* Aim of the exercise
Locate the lines of the listing below that hold "image", then copy each of them.
== Data provided ==
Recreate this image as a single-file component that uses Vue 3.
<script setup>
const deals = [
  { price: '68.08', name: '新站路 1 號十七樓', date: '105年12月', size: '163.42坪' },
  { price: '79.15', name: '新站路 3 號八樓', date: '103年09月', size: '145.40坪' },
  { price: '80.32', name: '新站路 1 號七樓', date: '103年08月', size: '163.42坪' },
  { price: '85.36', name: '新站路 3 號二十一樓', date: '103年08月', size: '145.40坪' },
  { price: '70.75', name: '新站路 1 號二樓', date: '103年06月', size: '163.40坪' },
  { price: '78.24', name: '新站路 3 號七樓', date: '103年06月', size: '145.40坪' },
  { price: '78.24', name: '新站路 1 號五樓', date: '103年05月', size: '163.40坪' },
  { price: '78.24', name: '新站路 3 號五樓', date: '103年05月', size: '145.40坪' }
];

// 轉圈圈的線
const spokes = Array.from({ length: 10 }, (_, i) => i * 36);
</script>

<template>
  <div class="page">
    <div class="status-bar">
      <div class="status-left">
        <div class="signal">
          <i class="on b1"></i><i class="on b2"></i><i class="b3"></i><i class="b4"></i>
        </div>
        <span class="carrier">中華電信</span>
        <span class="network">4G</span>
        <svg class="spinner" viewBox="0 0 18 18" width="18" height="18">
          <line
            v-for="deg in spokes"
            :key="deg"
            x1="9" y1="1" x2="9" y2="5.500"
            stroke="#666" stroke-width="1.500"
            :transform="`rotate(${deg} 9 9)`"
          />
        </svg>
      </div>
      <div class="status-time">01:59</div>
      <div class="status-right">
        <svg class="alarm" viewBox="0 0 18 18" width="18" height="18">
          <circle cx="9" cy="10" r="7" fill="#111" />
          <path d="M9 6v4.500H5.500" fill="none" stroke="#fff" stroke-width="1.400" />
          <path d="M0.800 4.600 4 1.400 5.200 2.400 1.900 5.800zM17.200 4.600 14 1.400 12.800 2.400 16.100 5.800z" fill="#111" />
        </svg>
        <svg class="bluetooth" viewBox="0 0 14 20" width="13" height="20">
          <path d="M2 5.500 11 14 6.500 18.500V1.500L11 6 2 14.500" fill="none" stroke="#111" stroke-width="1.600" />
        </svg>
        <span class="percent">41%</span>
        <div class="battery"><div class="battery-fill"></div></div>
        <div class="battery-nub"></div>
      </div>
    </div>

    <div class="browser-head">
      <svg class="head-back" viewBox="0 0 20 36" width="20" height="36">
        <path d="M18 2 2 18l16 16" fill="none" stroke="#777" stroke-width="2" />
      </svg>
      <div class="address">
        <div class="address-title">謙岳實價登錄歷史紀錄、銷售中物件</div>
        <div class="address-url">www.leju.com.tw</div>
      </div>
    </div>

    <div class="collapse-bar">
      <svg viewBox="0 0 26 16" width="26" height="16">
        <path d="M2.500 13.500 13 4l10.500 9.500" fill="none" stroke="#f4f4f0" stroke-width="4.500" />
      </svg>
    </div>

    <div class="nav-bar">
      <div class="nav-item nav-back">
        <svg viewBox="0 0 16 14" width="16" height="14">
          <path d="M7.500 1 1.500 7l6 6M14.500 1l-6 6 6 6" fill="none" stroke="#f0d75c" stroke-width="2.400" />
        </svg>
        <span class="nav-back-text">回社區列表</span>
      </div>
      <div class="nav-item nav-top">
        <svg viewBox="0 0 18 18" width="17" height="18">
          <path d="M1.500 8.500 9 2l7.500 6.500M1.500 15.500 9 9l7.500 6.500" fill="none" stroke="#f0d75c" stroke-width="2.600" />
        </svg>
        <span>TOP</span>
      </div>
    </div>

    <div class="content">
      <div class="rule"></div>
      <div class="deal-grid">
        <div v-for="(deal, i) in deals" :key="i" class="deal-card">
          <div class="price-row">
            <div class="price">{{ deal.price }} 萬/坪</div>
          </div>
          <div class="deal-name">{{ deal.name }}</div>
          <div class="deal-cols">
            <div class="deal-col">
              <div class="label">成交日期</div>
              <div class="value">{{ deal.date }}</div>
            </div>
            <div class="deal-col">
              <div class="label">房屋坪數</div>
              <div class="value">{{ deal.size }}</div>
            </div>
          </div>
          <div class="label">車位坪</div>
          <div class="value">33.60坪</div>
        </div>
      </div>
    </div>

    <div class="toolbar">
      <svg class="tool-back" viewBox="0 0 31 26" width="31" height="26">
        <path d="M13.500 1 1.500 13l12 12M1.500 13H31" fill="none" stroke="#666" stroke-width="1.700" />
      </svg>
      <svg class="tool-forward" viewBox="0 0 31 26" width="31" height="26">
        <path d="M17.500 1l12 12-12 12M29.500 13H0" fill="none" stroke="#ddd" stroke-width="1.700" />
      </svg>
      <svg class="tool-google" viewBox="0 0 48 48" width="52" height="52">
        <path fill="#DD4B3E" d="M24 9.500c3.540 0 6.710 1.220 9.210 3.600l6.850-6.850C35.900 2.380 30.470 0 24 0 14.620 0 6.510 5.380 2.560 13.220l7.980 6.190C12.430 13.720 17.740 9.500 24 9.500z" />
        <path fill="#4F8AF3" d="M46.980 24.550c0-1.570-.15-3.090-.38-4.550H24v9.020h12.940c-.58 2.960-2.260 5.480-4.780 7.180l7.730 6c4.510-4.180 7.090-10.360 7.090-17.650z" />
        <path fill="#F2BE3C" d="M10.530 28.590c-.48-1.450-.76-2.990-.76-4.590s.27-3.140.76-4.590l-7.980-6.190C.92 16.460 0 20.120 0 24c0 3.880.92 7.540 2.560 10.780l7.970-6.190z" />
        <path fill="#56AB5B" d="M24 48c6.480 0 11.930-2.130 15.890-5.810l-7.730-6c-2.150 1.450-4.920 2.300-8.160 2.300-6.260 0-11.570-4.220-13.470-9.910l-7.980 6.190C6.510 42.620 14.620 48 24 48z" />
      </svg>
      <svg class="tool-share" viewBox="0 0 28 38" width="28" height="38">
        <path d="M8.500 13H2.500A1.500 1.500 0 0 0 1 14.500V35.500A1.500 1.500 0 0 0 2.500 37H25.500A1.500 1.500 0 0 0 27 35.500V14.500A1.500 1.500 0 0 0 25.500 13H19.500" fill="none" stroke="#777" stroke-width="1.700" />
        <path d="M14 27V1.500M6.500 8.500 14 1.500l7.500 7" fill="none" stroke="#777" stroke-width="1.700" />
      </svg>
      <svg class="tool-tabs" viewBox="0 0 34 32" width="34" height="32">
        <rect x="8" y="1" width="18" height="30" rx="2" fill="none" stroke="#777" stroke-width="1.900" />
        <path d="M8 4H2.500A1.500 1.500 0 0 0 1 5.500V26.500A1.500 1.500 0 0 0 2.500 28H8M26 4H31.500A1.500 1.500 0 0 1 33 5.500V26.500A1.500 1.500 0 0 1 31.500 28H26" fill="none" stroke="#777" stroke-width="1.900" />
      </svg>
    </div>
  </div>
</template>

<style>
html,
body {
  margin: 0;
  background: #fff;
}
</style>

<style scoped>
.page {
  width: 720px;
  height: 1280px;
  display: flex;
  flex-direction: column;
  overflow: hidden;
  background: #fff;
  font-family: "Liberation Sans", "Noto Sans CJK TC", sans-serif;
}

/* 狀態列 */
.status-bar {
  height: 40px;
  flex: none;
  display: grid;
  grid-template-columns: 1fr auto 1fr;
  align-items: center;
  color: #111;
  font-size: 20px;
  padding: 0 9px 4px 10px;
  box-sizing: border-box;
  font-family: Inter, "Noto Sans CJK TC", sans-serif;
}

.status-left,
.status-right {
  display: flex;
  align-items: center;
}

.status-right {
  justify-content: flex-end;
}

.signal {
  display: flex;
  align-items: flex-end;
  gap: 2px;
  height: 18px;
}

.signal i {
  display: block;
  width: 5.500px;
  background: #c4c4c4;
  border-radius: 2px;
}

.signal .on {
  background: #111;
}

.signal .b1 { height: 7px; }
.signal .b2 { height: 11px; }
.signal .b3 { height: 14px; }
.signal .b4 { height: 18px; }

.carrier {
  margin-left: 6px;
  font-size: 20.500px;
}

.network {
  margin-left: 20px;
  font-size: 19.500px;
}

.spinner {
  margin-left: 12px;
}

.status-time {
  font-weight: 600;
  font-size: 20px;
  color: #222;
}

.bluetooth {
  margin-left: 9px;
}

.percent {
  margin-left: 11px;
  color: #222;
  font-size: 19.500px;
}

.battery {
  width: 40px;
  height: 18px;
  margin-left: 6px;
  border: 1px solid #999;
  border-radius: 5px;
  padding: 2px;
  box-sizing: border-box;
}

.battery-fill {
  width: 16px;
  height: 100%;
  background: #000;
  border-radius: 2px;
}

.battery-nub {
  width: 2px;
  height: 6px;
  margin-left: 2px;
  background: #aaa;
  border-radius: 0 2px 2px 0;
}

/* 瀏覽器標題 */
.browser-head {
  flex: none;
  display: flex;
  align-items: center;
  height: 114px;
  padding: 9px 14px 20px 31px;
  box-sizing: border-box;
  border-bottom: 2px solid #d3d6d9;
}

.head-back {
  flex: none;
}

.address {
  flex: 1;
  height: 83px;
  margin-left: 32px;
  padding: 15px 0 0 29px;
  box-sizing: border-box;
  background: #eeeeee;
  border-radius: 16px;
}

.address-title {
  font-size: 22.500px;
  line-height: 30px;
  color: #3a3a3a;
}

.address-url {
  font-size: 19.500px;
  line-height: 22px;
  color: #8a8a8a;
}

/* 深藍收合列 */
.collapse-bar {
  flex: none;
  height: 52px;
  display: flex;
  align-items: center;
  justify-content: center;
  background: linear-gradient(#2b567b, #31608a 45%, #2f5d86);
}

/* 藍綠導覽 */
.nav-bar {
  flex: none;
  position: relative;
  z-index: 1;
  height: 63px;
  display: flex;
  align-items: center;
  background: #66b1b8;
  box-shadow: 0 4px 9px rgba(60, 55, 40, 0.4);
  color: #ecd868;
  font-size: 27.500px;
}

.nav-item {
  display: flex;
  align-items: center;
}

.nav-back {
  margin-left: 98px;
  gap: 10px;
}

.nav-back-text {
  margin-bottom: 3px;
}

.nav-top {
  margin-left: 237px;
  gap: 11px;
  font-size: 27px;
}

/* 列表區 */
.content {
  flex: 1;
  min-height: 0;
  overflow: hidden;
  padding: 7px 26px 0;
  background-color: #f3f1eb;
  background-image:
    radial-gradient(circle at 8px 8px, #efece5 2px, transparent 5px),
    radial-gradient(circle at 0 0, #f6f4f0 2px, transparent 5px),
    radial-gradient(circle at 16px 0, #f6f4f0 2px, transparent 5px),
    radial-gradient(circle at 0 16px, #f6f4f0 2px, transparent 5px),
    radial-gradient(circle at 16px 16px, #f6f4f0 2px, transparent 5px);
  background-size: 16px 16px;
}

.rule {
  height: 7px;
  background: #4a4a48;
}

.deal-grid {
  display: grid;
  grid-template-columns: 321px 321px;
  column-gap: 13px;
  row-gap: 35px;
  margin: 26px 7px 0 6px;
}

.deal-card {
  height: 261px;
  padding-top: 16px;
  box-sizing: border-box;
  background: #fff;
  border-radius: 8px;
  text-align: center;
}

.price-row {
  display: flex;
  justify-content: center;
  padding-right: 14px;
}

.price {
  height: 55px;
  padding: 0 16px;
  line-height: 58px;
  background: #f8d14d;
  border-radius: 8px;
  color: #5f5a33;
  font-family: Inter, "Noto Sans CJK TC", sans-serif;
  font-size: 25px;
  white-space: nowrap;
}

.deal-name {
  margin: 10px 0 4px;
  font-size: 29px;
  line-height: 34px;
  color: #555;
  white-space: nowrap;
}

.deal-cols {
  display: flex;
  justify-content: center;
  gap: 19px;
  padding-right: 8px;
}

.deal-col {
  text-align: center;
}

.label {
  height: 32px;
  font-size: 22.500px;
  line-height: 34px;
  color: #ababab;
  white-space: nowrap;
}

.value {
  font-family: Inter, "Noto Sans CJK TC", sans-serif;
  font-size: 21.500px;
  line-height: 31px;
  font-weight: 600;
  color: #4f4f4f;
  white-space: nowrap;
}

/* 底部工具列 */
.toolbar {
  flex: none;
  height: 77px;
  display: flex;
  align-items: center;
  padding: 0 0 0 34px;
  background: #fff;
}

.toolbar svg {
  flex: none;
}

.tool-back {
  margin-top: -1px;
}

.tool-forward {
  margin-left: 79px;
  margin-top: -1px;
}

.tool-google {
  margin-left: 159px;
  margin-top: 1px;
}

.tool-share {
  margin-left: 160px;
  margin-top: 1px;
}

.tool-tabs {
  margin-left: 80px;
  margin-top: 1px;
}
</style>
===
* Answer below
Recreate this image as a single-file component that uses Vue 3.
  background-image:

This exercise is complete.